PEARL: Power- and Energy-Aware Multicore Intermittent Computing
Khakim Akhunov, Eren Yildiz, Kasim Sinan Yildirim
TL;DR
PEARL enables efficient multicore intermittent computing on batteryless, power-harvesting MCUs by coupling a three-threshold voltage tracking circuit and an external SPI-based FRAM for backups with SRAM-based computation and a lightweight, energy-aware runtime. It dynamically adapts between single-core and dual-core execution using an EWMA-based ambient-power predictor, avoiding unnecessary backups and exploiting available energy to maximize throughput.
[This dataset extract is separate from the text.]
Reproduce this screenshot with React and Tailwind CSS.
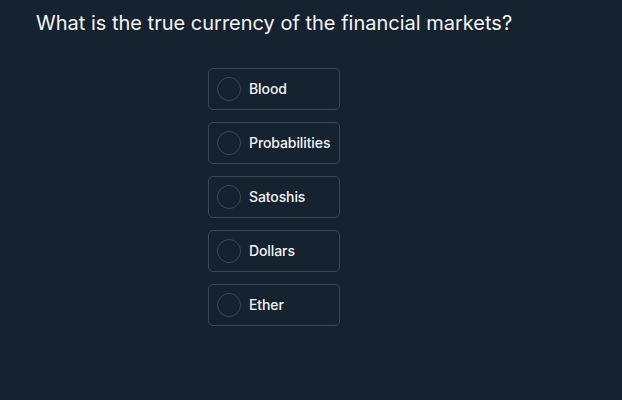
const options = ["Blood", "Probabilities", "Satoshis", "Dollars", "Ether"];

export default function App() {
  return (
    <div
      className="w-[622px] h-[400px] bg-[#15222f] text-white overflow-hidden"
      style={{ fontFamily: "Inter, 'Noto Sans', sans-serif" }}
    >
      <h1 className="pl-[36px] pt-[9px] text-[20px] leading-[28px] font-normal text-[#f3f4f6]">
        What is the true currency of the financial markets?
      </h1>
      <div className="flex flex-col gap-[12px] ml-[208px] mt-[31px]">
        {options.map((opt) => (
          <button
            key={opt}
            className="w-[132px] h-[42px] flex items-center gap-[8px] pl-[8px] border border-[#3b4754] rounded-[5px] text-left"
          >
            <span className="w-[24px] h-[24px] rounded-full border border-[#3b4754] shrink-0" />
            <span className="text-[14px] font-medium text-[#f3f4f6] tracking-[-0.1px] pb-[2px]">{opt}</span>
          </button>
        ))}
      </div>
    </div>
  );
}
Across simulations and a MAX32666-based testbed, PEARL achieves up to 30x performance improvements and up to 32x energy reductions compared with state-of-the-art intermittent multicore solutions, with adaptation reducing latency by up to ~31% and increasing MAC throughput by up to ~94%. The approach enables practical batteryless multicore inference and sensing on existing MCUs and is released as open source for community adoption.
Abstract
Low-power multicore platforms are suitable for running data-intensive tasks in parallel, but they are highly inefficient for computing on intermittent power. In this work, we present PEARL (PowEr And eneRgy-aware MuLticore Intermittent Computing), a novel systems support that can make existing multicore microcontroller (MCU) platforms suitable for efficient intermittent computing. PEARL achieves this by leveraging only a three-threshold voltage tracking circuit and an external fast non-volatile memory, which multicore MCUs can smoothly interface. PEARL software runtime manages these components and performs energy- and power-aware adaptation of the multicore configuration to introduce minimal backup overheads and boost performance. Our evaluation shows that PEARL outperforms the state-of-the-art solutions by up to 30x and consumes up to 32x less energy.